The crawling step is usually easy. If you're crawling the web, you probably have to deal with issues such as duplicate content or never-ending automatically generated content. In our case, since we're crawling a limited and well-defined bug report database our task is comparatively trivial.


Indexing content is usually the trickiest part. When doing this, you want to filter out the uninteresting information and keep track of the interesting stuff only, and that usually requires some intelligence regarding the format of the information. If you're crawling HTML documents, you might want to strip the HTML tags and leave just the text. In our case, we've built an indexing engine that has some knowledge about the installation reports, so if it sees an installation that failed due to a problem in IIS, it is able to discard the SQL logs when indexing that report, thus allowing us to keep our index with uncompressed data so we can search it faster. An added bonus of this is the cutting down of data to a reasonable size, by getting rid of superfluous information.


Providing a search interface is a trivial task, as long as your indexing did the right job.


Meet the BACON

Besides being delicious, BACON is our Better Automated Categorizer Of New reports!


Bacon Architecture:


  • Search Engine
  • Python crawler and indexer
  • MongoDB store
  • Web controller


We used Python for crawling and indexing because it's a very good language for performing operations with strings, regular expressions and dictionaries. And because we like to use the right tool for the right job.


We used MongoDB for the data-store because our use case was better suited by a NoSQL document-store engine than a standard relational database: we do mostly inserts and reads so we need atomicity but we don't need transactions; we have a lot of data and many searches require full scans; our data fits documents (with logs from the several sub-installers as attributes) better than rigid structure tables and due to the size of our data and search patterns, database joins would be painful. Again, the right tool for the right job (although we could have used other document-store NoSQL engines).


We used the Agile Platform for developing the web application that enables users to search MongoDB through a browser without having to learn mongo's specific query commands, and where search patterns can be stored for automatically grouping similar reports. The web controller also orchestrates the crawler runs. Building web apps with the Agile Platform is easy and quick and integrating them with MongoDB was no trouble. Again, the right tool for the job.


My precious...


We've been so happy with the performance of the system that we've extended its usage to index not only installation error reports, but all error reports for all Agile Platform components, so BACON has been helping our maintenance team in solving all the problems that are reported to us (many of which you can see by checking the release changelogs).


BACON before the weekend!

In closing, it is worth mentioning that the BACON project was fully built under OutSystems' R&D myFriday initiative.
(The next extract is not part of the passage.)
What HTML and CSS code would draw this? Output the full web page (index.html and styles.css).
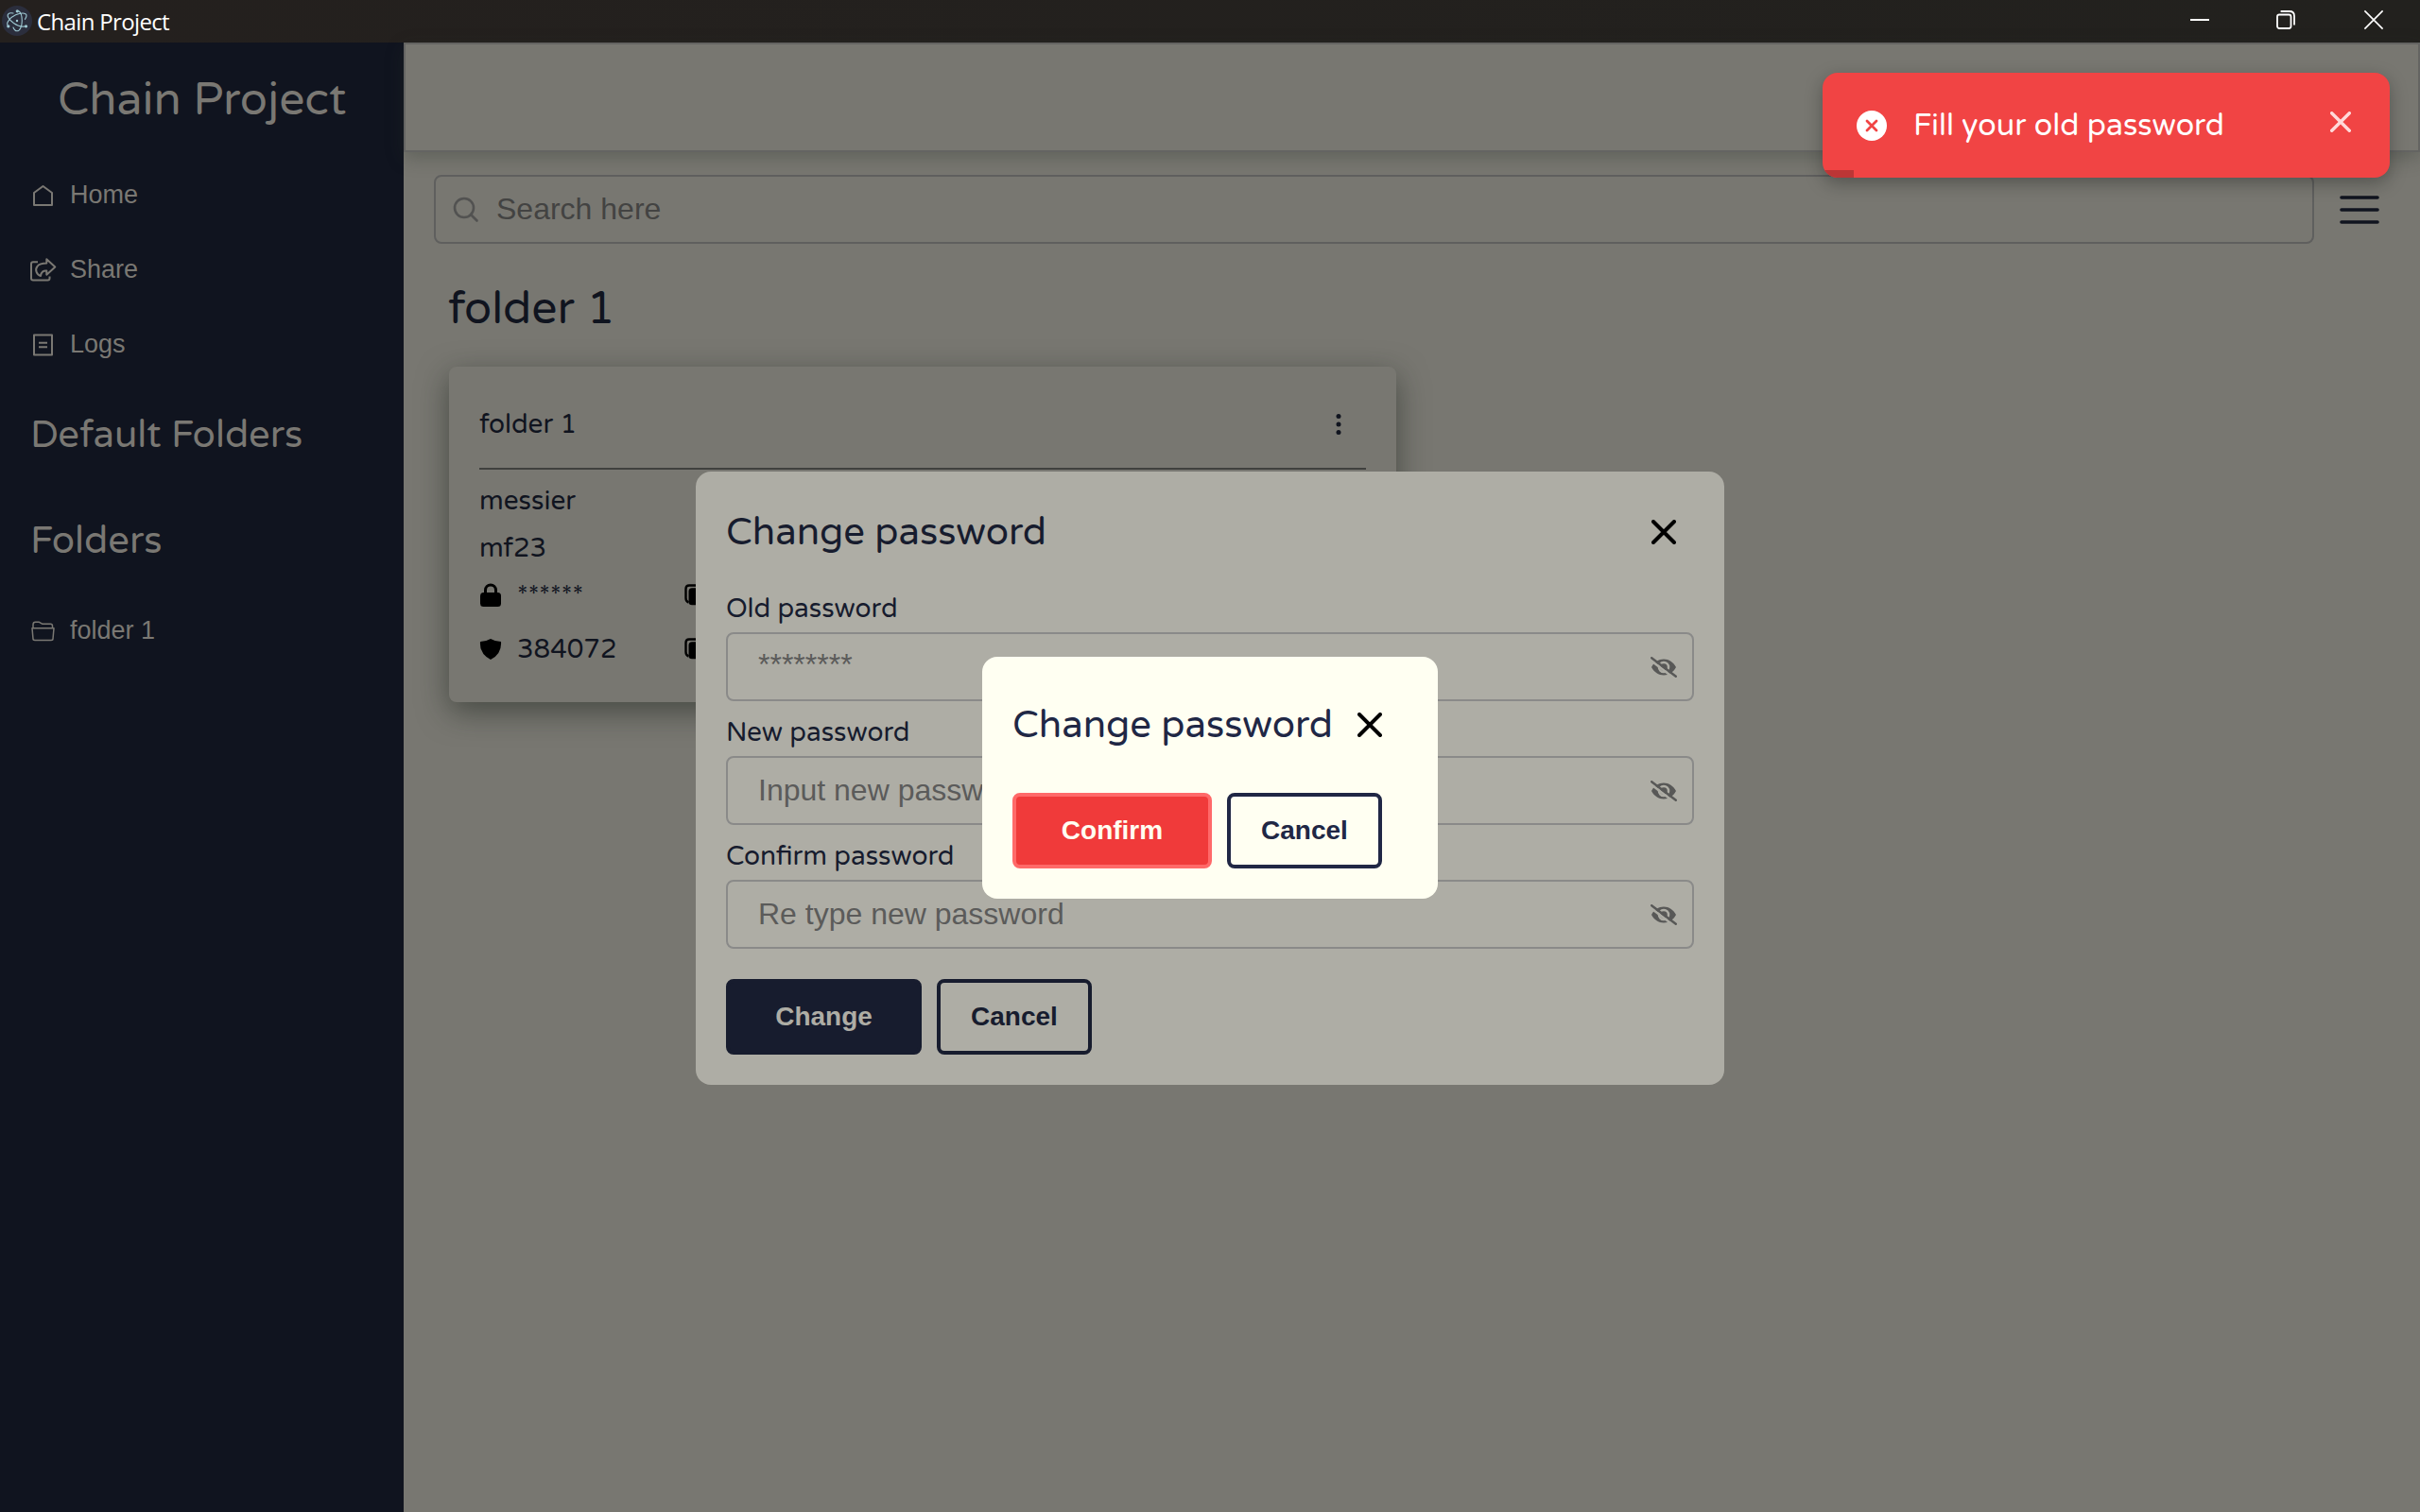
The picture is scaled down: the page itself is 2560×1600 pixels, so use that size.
FILE: index.html
```html
<!DOCTYPE html>
<html lang="en">
<head>
<meta charset="utf-8">
<title>Chain Project</title>
<link rel="stylesheet" href="styles.css">
</head>
<body>
<svg class="defs" width="0" height="0">
  <symbol id="eye-off" viewBox="0 0 28 22">
    <path fill="#585857" fill-rule="evenodd" d="M1 11C4 5.5 8.500 2.500 14 2.500S24 5.500 27 11C24 16.500 19.500 19.500 14 19.500S4 16.500 1 11ZM14 4.700a6.300 6.300 0 1 0 0 12.600a6.300 6.300 0 0 0 0-12.600Z"/>
    <circle cx="14" cy="11" r="3.800" fill="#585857"/>
    <path d="M0 3.600L25.500 23" stroke="#aeada5" stroke-width="2.600"/>
    <path d="M1.200 1.200L26.800 20.800" stroke="#585857" stroke-width="2.400" stroke-linecap="round"/>
  </symbol>
  <symbol id="cross" viewBox="0 0 26 26">
    <path d="M2 2L24 24M24 2L2 24" stroke="currentColor" stroke-width="4" stroke-linecap="round"/>
  </symbol>
  <symbol id="copy" viewBox="0 0 24 24">
    <path d="M4.500 19.500Q1.500 18.500 1.500 15V5Q1.500 1.500 5 1.500H15Q18 1.500 19 4" fill="none" stroke="#000" stroke-width="2.400"/>
    <rect x="4.500" y="4.200" width="18" height="18" rx="3.500"/>
  </symbol>
</svg>
<div class="window">
  <header class="titlebar">
    <svg class="logo" viewBox="0 0 32 32" width="32" height="32" fill="none" stroke="#9fc9d3" stroke-width="1.100" stroke-linecap="round">
      <circle cx="16" cy="16" r="16" fill="#2b2e3d" stroke="none"/>
      <path d="M6 20.500C4.500 17.500 9 12.500 14.500 9.800C20 7.300 25.500 7.500 26 10C26.200 11.300 25.600 12.800 24.500 14.300"/>
      <path d="M17.500 5.500C20 7 21.300 11.300 21.300 16C21.300 22 19 26.800 16 26.800C14.300 26.800 12.900 25.400 12 23"/>
      <path d="M25.500 21.500C22.500 22.800 17 21.500 12.500 18.500C7.500 15 5 10.700 6.700 8.800C7.800 7.700 9.900 7.500 12 8"/>
      <g fill="#9fc9d3" stroke="none"><circle cx="16" cy="16" r="1.200"/><circle cx="16.300" cy="5.800" r="1.600"/><circle cx="6.800" cy="21.800" r="1.600"/><circle cx="25.500" cy="21.800" r="1.600"/></g>
    </svg>
    <span class="titlebar-name">Chain Project</span>
    <div class="window-controls">
      <svg width="20" height="20"><path d="M0 10H20" stroke="#fff" stroke-width="2"/></svg>
      <svg width="20" height="20" fill="none" stroke="#fff" stroke-width="1.800"><rect x="1" y="4.500" width="14.500" height="14.500" rx="2.200"/><path d="M4.600 1H14Q19 1 19 6V15.500"/></svg>
      <svg width="20" height="20"><path d="M.4.400L19.600 19.600M19.600.4L.4 19.600" stroke="#fff" stroke-width="1.600"/></svg>
    </div>
  </header>
  <div class="body">
    <nav class="sidebar">
      <h1 class="brand">Chain Project</h1>
      <a class="nav-item"><svg class="nav-icon" viewBox="0 0 28 28"><path d="M4 24V11L13.500 4L23 11V24Z"/></svg>Home</a>
      <a class="nav-item"><svg class="nav-icon" viewBox="0 0 28 28"><path d="M8 5.300H3Q1 5.300 1 7.300V22.500Q1 24.500 3 24.500H18.500Q20.500 24.500 20.500 22.500V20.500"/><path d="M17.300 2.300L26.300 10.500L17.300 18.700V14.500C14.500 14 11.500 15.500 11 20C7 19 4.500 13.500 7.500 9.800C9.500 7.300 13 6.600 17.300 6.600Z"/></svg>Share</a>
      <a class="nav-item"><svg class="nav-icon" viewBox="0 0 28 28"><rect x="4" y="3.500" width="19" height="21"/><path d="M9 11.800H18M9 16.200H18"/></svg>Logs</a>
      <h2 class="group group-default">Default Folders</h2>
      <h2 class="group">Folders</h2>
      <a class="nav-item nav-folder"><svg class="nav-icon thin" viewBox="0 0 28 28"><path d="M3 10.500V7Q3 4.300 5.500 4.300H9.500L13 6.300H21.500Q23.500 6.300 23.500 8.500V10.500"/><path d="M2 10.700H25L24 22Q24 23.500 22 23.500H5Q3 23.500 3 22Z"/></svg>folder 1</a>
    </nav>
    <main class="main">
      <div class="topbar"></div>
      <div class="search-row">
        <div class="search"><svg width="28" height="28" fill="none" stroke="#525251" stroke-width="2.600" stroke-linecap="round"><circle cx="12" cy="12" r="10"/><path d="M19 19L25.500 25.500"/></svg><span>Search here</span></div>
        <svg class="burger" width="42" height="32" stroke="#10141f" stroke-width="3.600" stroke-linecap="round"><path d="M2 3H40M2 16H40M2 29H40"/></svg>
      </div>
      <h2 class="page-title">folder 1</h2>
      <section class="card">
        <div class="card-head"><span>folder 1</span><svg width="6" height="24" fill="#10141f"><circle cx="3" cy="3.500" r="2.500"/><circle cx="3" cy="12" r="2.500"/><circle cx="3" cy="20.500" r="2.500"/></svg></div>
        <p class="card-line">messier</p>
        <p class="card-line">mf23</p>
        <div class="secret secret-pass"><svg width="22" height="26"><path d="M5.500 12V7.500a5.500 5.500 0 0 1 11 0V12" fill="none" stroke="#000" stroke-width="3"/><rect y="10" width="22" height="15" rx="3.500"/></svg><span>******</span><svg class="copy" width="24" height="24"><use href="#copy"/></svg></div>
        <div class="secret"><svg width="22" height="26"><path d="M11 2Q16 5 22 5Q23 18 11 24Q-1 18 0 5Q6 5 11 2Z"/></svg><span>384072</span><svg class="copy" width="24" height="24"><use href="#copy"/></svg></div>
      </section>
    </main>
  </div>

  <section class="modal">
    <div class="modal-head"><h2>Change password</h2><svg class="close" width="26" height="26"><use href="#cross"/></svg></div>
    <label>Old password</label>
    <div class="field"><span class="masked">********</span><svg width="28" height="22"><use href="#eye-off"/></svg></div>
    <label>New password</label>
    <div class="field"><span>Input new password</span><svg width="28" height="22"><use href="#eye-off"/></svg></div>
    <label>Confirm password</label>
    <div class="field"><span>Re type new password</span><svg width="28" height="22"><use href="#eye-off"/></svg></div>
    <div class="actions"><button class="btn solid">Change</button><button class="btn outline">Cancel</button></div>
  </section>

  <section class="confirm">
    <div class="confirm-head"><h2>Change password</h2><svg width="26" height="26"><use href="#cross"/></svg></div>
    <div class="actions"><button class="btn danger">Confirm</button><button class="btn outline">Cancel</button></div>
  </section>

  <div class="toast">
    <svg class="toast-icon" width="32" height="32"><circle cx="16" cy="16" r="16" fill="#fff"/><path d="M11 11L21 21M21 11L11 21" stroke="#f14444" stroke-width="2.800" stroke-linecap="round"/></svg>
    <span class="toast-text">Fill your old password</span>
    <svg class="toast-close" width="22" height="22"><use href="#cross"/></svg>
    <div class="toast-progress"></div>
  </div>
</div>
</body>
</html>
```
FILE: styles.css
```css
* { box-sizing: border-box; margin: 0; padding: 0; }
body { width: 2560px; height: 1600px; overflow: hidden; }
svg { display: block; flex: none; overflow: visible; }
h1, h2 { font-weight: 400; }
.defs { position: absolute; }
.window {
  position: relative;
  width: 2560px; height: 1600px;
  display: flex; flex-direction: column;
  font-family: "Varela Round", "Noto Sans", sans-serif;
}
.titlebar {
  height: 45px; flex: none;
  display: flex; align-items: center;
  padding: 0 39px 0 2px;
  background: linear-gradient(90deg, #24201e, #22211e);
}
.logo { margin-top: -1px; }
.titlebar-name {
  margin: 0 0 0 5px;
  font: 24px/32px "Segoe UI", "Open Sans", sans-serif;
  letter-spacing: -0.65px; color: #fff;
}
.window-controls { display: flex; gap: 71px; margin: -3px 0 0 auto; }
.window-controls svg:nth-child(2) { margin-right: 2px; }
.body { flex: 1; display: flex; }

.sidebar {
  width: 427px; flex: none;
  background: #10141f; color: #7a7873;
  display: flex; flex-direction: column;
}
.brand { margin: 29px 0 28px 61px; font-size: 48px; line-height: 64px; }
.nav-item {
  height: 79px; padding-left: 32px;
  display: flex; align-items: center; gap: 14px;
  font: 27px/40px "Liberation Sans", Arial, sans-serif;
}
.nav-icon { width: 28px; height: 28px; margin-top: 2px; fill: none; stroke: #7a7873; stroke-width: 2; stroke-linejoin: round; }
.nav-icon.thin { stroke-width: 1.5; }
.group { margin-left: 32px; font-size: 40px; line-height: 56px; }
.group-default { margin-top: 29px; margin-bottom: 56px; }
.nav-folder { margin-top: 27px; }

.main { flex: 1; background: #787771; color: #10141f; }
.topbar { height: 116px; border: 2px solid #646462; box-shadow: 0 6px 18px rgba(40, 50, 40, .3); }
.search-row { display: flex; align-items: center; margin: 24px 43px 0 32px; gap: 27px; }
.search {
  flex: 1; height: 73px; border: 2px solid #5f5f5e; border-radius: 8px;
  display: flex; align-items: center; gap: 18px; padding-left: 18px;
  font: 32px/40px "Liberation Sans", Arial, sans-serif; color: #434342;
}
.search span, .field span { margin-bottom: 2px; }
.page-title { margin: 37px 0 0 47px; font-size: 48px; line-height: 64px; }
.card {
  width: 1002px; height: 355px; margin: 29px 0 0 48px; padding: 0 32px;
  border-radius: 8px; background: #787771;
  box-shadow: 0 10px 32px rgba(30, 36, 30, .55);
  font-size: 28px; line-height: 40px;
}
.card-head {
  height: 109px; padding: 14px 26px 0 0; border-bottom: 2px solid #40403e;
  display: flex; align-items: center; justify-content: space-between;
}
.card-head svg { margin-top: 1px; }
.card-line { height: 50px; padding-top: 13px; }
.card-line + .card-line { height: 58px; }
.secret { display: flex; align-items: center; height: 57px; padding-left: 1px; }
.secret-pass { margin-top: -4px; }
.secret span { width: 177px; margin-left: 17px; }

.modal {
  position: absolute; left: 736px; top: 499px;
  width: 1088px; height: 649px; padding: 32px 32px 0;
  border-radius: 16px; background: #aeada5; color: #171c2e;
}
.modal-head { display: flex; justify-content: space-between; align-items: center; padding-right: 19px; height: 64px; }
.modal h2, .confirm h2 { font-size: 40px; line-height: 56px; }
.modal-head .close { color: #000; }
.modal label { display: block; font-size: 28px; line-height: 40px; height: 58px; padding-top: 13px; }
.modal-head + label { margin-top: 16px; }
.modal .field {
  height: 73px; border: 2px solid #8a8a89; border-radius: 8px;
  display: flex; align-items: center; justify-content: space-between; padding: 0 16px 0 32px;
  font: 32px/40px "Liberation Sans", Arial, sans-serif; color: #5b5b5a;
}
.field .masked { margin-bottom: 6px; }
.actions { display: flex; gap: 16px; }
.modal .actions { margin-top: 32px; }
.btn {
  height: 80px; border-radius: 8px; border: 4px solid currentColor; background: none;
  font: bold 28px/40px "Liberation Sans", Arial, sans-serif;
}
.solid { width: 207px; background: #171c2e; border-color: #171c2e; color: #aeada5; }
.outline { width: 164px; color: #171c2e; }
.danger { width: 211px; background: #f03a3a; border-color: #ff6969; color: #fffff2; }
.confirm {
  position: absolute; left: 1039px; top: 695px;
  width: 482px; height: 256px; padding: 40px 32px 0;
  border-radius: 16px; background: #fffff2; color: #202745;
}
.confirm .outline { color: #202745; }
.confirm-head { display: flex; align-items: center; justify-content: space-between; width: 391px; height: 64px; }
.confirm-head svg { color: #000; }
.confirm .actions { margin-top: 40px; }

.toast {
  position: absolute; left: 1928px; top: 77px; width: 600px; height: 111px;
  border-radius: 16px; overflow: hidden; background: #f14444; color: #fff;
  display: flex; align-items: center; padding: 0 41px 0 36px;
  box-shadow: 0 6px 18px rgba(20, 24, 20, .35);
}
.toast-text { margin-left: 28px; font-size: 32px; line-height: 44px; }
.toast-close { margin: -7px 0 0 auto; color: #ffdada; }
.toast-progress { position: absolute; left: 0; bottom: 0; width: 33px; height: 8px; background: #bc3636; }
```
If you've heard of Google's "20 percent time", you may already be guessing what the myFriday is all about: we get out of our roadmap for a moment and use that time to experiment with things that may lead to improvements to our product or internal processes. It took about 2 days to bring BACON to life. Originally meant to tackle an annoyance, the system became meaningful and useful for the whole R&D team, ultimately allowing us to better serve our customers.


This comes to show that if you are faced with a daily hurdle, and you decide to take some time to fix it rather than living with it, you may end up coming up with a surprisingly powerful solution in a fairly short time. All the flavor with 0% fat.

Quick comment to let you know that the very last sentence of your article gave the strenght to go and solve an annoyance I have in my daily work. I'll be taking the rest of this Friday off to solve it, once and for all! Thanks for the inspiration! :)
Great post.

"because we like to use the right tool for the right job.", amen. :)
Hi Miguel,

You have mentioned that you used Agile Platform to develop the web application to search MongoDB without having to use the mongo specific query. Does that mean, Agile platform now has the MongoDB connector? Is there a way to access BACON to see how it functions?

Thanks in advance
Hi Jeyanthi,

The connector we've developed is simply an extension that issues the queries to mongo and converts the results into structures that can be used on the consumer eSpace. The API the extension exposes for querying doesn't require knowing about mongo specific queries.

At the moment we still haven't polished the connector enough but I'll try to make it available on the forge before March comes.

is it available for Java Platform? Or it is .Net specific?
Hi, just wondered if this MongoDb connector is releasable yet in any form, even if it's only part way there? It'd be really interesting to have a look at.